Der Sportfetischist

Am Freitag werden die Olympischen Winterspiele in Peking eröffnet! Längst sind die Sportfetischisten unterwegs und bereiten sich vor. Ich widme Ihnen eine „Charakter“-Studie in der Manier von Theophrasts „Charakteren“:

Schon als Kind suchte der Sportfetischist den Sport überall. Er lief mit anderen Kindern um die Wette, warf Steine weiter als sie, war ihnen auch beim Schwimmen voraus und kletterte am höchsten auf einen Baum.

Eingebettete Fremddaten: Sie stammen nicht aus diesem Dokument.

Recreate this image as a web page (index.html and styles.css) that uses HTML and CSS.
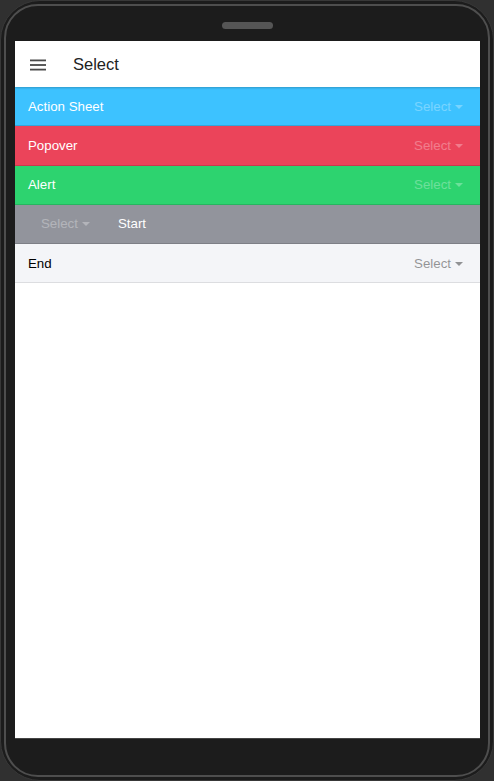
FILE: index.html
```html
<!DOCTYPE html>
<html>
<head>
<meta charset="utf-8">
<link rel="stylesheet" href="styles.css">
</head>
<body>
<div class="device">
  <div class="bezel">
    <div class="speaker"></div>
    <div class="screen">
      <header class="toolbar">
        <svg class="menu-icon" width="16" height="12" viewBox="0 0 16 12">
          <rect x="0" y="0.5" width="16" height="1.8" fill="#4a4a4a"/>
          <rect x="0" y="5.1" width="16" height="1.8" fill="#4a4a4a"/>
          <rect x="0" y="9.7" width="16" height="1.8" fill="#4a4a4a"/>
        </svg>
        <div class="title">Select</div>
      </header>
      <div class="list">
        <div class="item item-secondary">
          <span class="label">Action Sheet</span>
          <span class="select">Select<i class="caret"></i></span>
        </div>
        <div class="item item-danger">
          <span class="label">Popover</span>
          <span class="select">Select<i class="caret"></i></span>
        </div>
        <div class="item item-success">
          <span class="label">Alert</span>
          <span class="select">Select<i class="caret"></i></span>
        </div>
        <div class="item item-medium item-start">
          <span class="select">Select<i class="caret"></i></span>
          <span class="label">Start</span>
        </div>
        <div class="item item-light">
          <span class="label">End</span>
          <span class="select">Select<i class="caret"></i></span>
        </div>
      </div>
    </div>
  </div>
</div>
</body>
</html>
```

FILE: styles.css
```css
html, body {
  margin: 0;
  padding: 0;
  background: #303030;
}
body {
  font-family: "Liberation Sans", Arial, sans-serif;
}
.device {
  box-sizing: border-box;
  width: 494px;
  height: 781px;
  border-radius: 40px;
  background: #1c1c1c;
  border: 1px solid #383838;
  padding: 3px;
}
.bezel {
  box-sizing: border-box;
  height: 100%;
  border: 2px solid #4e4e4e;
  border-radius: 34px;
  padding: 16px 8px 36px 9px;
  display: flex;
  flex-direction: column;
  align-items: center;
}
.speaker {
  width: 51px;
  height: 7px;
  border-radius: 4px;
  background: #555555;
  margin-bottom: 12px;
  flex: none;
}
.screen {
  align-self: stretch;
  flex: 1;
  background: #ffffff;
  display: flex;
  flex-direction: column;
  border-bottom: 1px solid #444;
}
.toolbar {
  position: relative;
  z-index: 1;
  height: 46px;
  flex: none;
  display: flex;
  align-items: center;
  background: #fff;
  box-shadow: 0 1px 2px rgba(0, 0, 0, 0.22);
  padding-left: 15px;
}
.menu-icon {
  display: block;
  margin-top: 1px;
}
.title {
  margin-left: 27px;
  font-size: 16.5px;
  color: #222;
}
.list {
  display: flex;
  flex-direction: column;
}
.item {
  box-sizing: border-box;
  height: 39.25px;
  display: flex;
  align-items: center;
  justify-content: space-between;
  padding: 0 17px 0 13px;
  border-bottom: 1px solid rgba(0, 0, 0, 0.14);
  font-size: 13.3px;
  color: #fff;
}
.item-secondary { background: #3dc2ff; }
.item-danger { background: #eb445a; }
.item-success { background: #2dd36f; }
.item-medium { background: #92949c; }
.item-light { background: #f4f5f8; color: #000; border-bottom-color: #dcdde0; }
.item-start {
  justify-content: flex-start;
  padding-left: 26px;
}
.item-start .select {
  margin-right: 28px;
}
.select {
  display: flex;
  align-items: center;
  opacity: 0.3;
}
.item-light .select {
  opacity: 0.4;
}
.caret {
  display: block;
  width: 0;
  height: 0;
  margin-left: 4px;
  margin-top: 1px;
  border-left: 4px solid transparent;
  border-right: 4px solid transparent;
  border-top: 4px solid currentColor;
}
```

Alle nur möglichen Bewegungen verwandelte er in Sport und erfand Wettbewerbe, in deren Verlauf man sich messen konnte. Citius, altius, fortius (schneller, höher, stärker) war nicht nur ein Motto der Olympischen Spiele, sondern auch die Devise, der sich der Sportfetischist mit Haut und Haar verschrieben hatte.

Waren gerade mal keine Konkurrenten zur Stelle, trat er gegen sich selbst an. Er gab sich mehrere Namen und startete einfach drauflos, mal geschickter, mal unbeholfener und gebremster.

Während er aktiv unterwegs war, kommentierte er seinen Sport wie ein Reporter, der aus jedem Wettbewerb eine spannende Geschichte machte.

„Peter K. leidet noch unter Prellungen am Fuss“, sagte er und schaute nach, ob er etwas in der Art einer Prellung an seinem rechten Fuss entdecken konnte. „Jürgen F. konnte in den letzten Wochen wegen einer starken Grippe nur wenig trainieren“, flüsterte er und schnupfte in ein Taschentuch, bevor er Jürgen F. auf eine Laufbahn schickte.

Anregungen erhielt er durch Sportsendungen im Fernsehen, von denen er kaum eine ausließ. Beinahe jede animierte ihn, es den Athleten nach zu tun, nur bei riskanteren Sportarten passte er. Turmspringen kam nicht in Frage, Boxen auch nicht, einige Turnsportarten musste er vernachlässigen, weil er nicht die passenden Turngeräte auftreiben konnte.

Unter den Sportlern, die er bei Wettbewerben verfolgte, hatte er jedes Mal einen Favoriten. Er informierte sich über ihr Leben und wusste genau, wo und wann sie mit welchen Trainern und in welchen Vereinen den Sport entdeckt hatten.

Solche Informationen baute er in seine Kommentare ein, wenn er bestimmte Phasen von Wettbewerben im Fernsehen noch einmal nachspielte. Dann war er selbst Daniil Medvedev und gewann ein Match beinahe mühelos, das Medvedev kurz zuvor noch verloren hatte. Oder er war Thomas Müller und schoss das entscheidende Tor in einer wichtigen Partie, das Thomas Müller gerade eben nicht geschossen hatte.

Der Sportfetischist hat fest vor, irgendwann ein Buch über sein Sportlerdasein zu schreiben. Einen Titel hat er schon: „Mein Goldmedaillen-Leben“.